Stanford University experts have developed an inexpensive and accurate way to predict village-level wealth. Their computer model uses publicly available satellite images to identify exactly which neighborhoods or villages are home to the poorest communities in a given country. The findings were published in Science in July 2016.

Nighttime satellite images give a clear picture of wealth distribution around the world: the less light at night, the poorer the region. However, detailed and accurate local information is needed in order to create policy and distribute aid. This would mean spending millions of dollars to send thousands of survey-takers into these areas.

The new program promises the same information through a machine learning technique (the science of designing computer algorithms that learn from data) called convolutional neural network and high-resolution satellite imagery.

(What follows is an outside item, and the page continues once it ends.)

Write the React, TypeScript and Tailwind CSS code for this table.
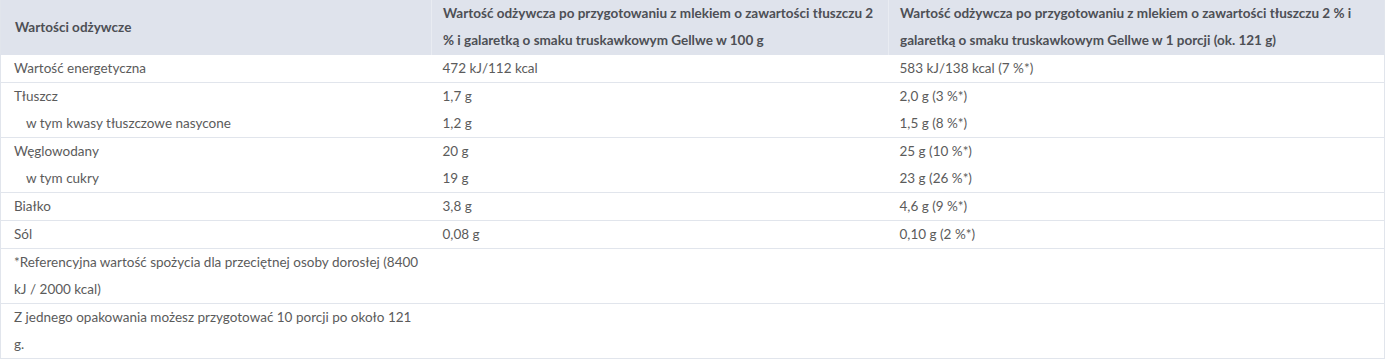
import React from "react";

type Row = { label: string; a: string; b: string; indent?: boolean };
type Group = Row[];

const groups: Group[] = [
  [{ label: "Wartość energetyczna", a: "472 kJ/112 kcal", b: "583 kJ/138 kcal (7 %*)" }],
  [
    { label: "Tłuszcz", a: "1,7 g", b: "2,0 g (3 %*)" },
    { label: "w tym kwasy tłuszczowe nasycone", a: "1,2 g", b: "1,5 g (8 %*)", indent: true },
  ],
  [
    { label: "Węglowodany", a: "20 g", b: "25 g (10 %*)" },
    { label: "w tym cukry", a: "19 g", b: "23 g (26 %*)", indent: true },
  ],
  [{ label: "Białko", a: "3,8 g", b: "4,6 g (9 %*)" }],
  [{ label: "Sól", a: "0,08 g", b: "0,10 g (2 %*)" }],
];

export default function App() {
  return (
    <div className="w-[1385px] bg-white" style={{ fontFamily: "Lato, 'Open Sans', sans-serif" }}>
      <table className="w-[1384px] table-fixed border-collapse text-[13.5px] leading-[27px] text-[#5b5b5b] border-x border-[#e1e5ec]">
        <colgroup>
          <col className="w-[431px]" />
          <col className="w-[457px]" />
          <col className="w-[496px]" />
        </colgroup>
        <thead>
          <tr className="bg-[#dfe3ec] text-[#4d4f55] font-bold border-b border-[#dfe3ec]">
            <th className="text-left font-bold pl-[14px] pr-[11px] align-middle border-r border-[#e9ecf2]">Wartości odżywcze</th>
            <th className="text-left font-bold pl-[11px] pr-[10px] border-r border-[#e9ecf2]">
              Wartość odżywcza po przygotowaniu z mlekiem o zawartości tłuszczu 2 % i galaretką o smaku truskawkowym Gellwe w 100 g
            </th>
            <th className="text-left font-bold pl-[11px] pr-[10px]">
              Wartość odżywcza po przygotowaniu z mlekiem o zawartości tłuszczu 2 % i galaretką o smaku truskawkowym Gellwe w 1 porcji (ok. 121 g)
            </th>
          </tr>
        </thead>
        {groups.map((g, gi) => (
          <tbody key={gi} className="border-b border-[#e1e5ec]">
            {g.map((r, ri) => (
              <tr key={ri}>
                <td className={r.indent ? "pl-[25px] pr-[11px]" : "pl-[13px] pr-[11px]"}>{r.label}</td>
                <td className="pl-[11px] pr-[10px]">{r.a}</td>
                <td className="pl-[11px] pr-[10px]">{r.b}</td>
              </tr>
            ))}
          </tbody>
        ))}
        <tbody className="border-b border-[#e1e5ec]">
          <tr>
            <td className="pl-[13px] pr-[11px]">*Referencyjna wartość spożycia dla przeciętnej osoby dorosłej (8400 kJ / 2000 kcal)</td>
            <td></td>
            <td></td>
          </tr>
        </tbody>
        <tbody className="border-b border-[#e1e5ec]">
          <tr>
            <td className="pl-[13px] pr-[11px]">Z jednego opakowania możesz przygotować 10 porcji po około 121 g.</td>
            <td></td>
            <td></td>
          </tr>
        </tbody>
      </table>
    </div>
  );
}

“Using the final model that has been trained on survey data, we can estimate per capita consumption expenditure for any location where we have daytime satellite imagery,” the team said on the study’s dedicated website.

The team tested their model in Nigeria, Tanzania, Uganda, Malawi, and Rwanda—five African countries for which there is reliable information about distribution of poverty.

“Without being told what to look for, our machine-learning algorithm learned to pick out of the imagery many things that are easily recognizable to humans—things like roads, urban areas, and farmland,” said Neal Jean, the study’s lead author.

The program also learned how to distinguish between metal rooftops and those made of grass or mud. The team then used statistical methods to determine the significance of these items to income.

Eventually, the computer model was able to predict average spending by households and average household wealth. The results matched the available data in these five countries. In some cases, it even offered more accurate results than currently available data.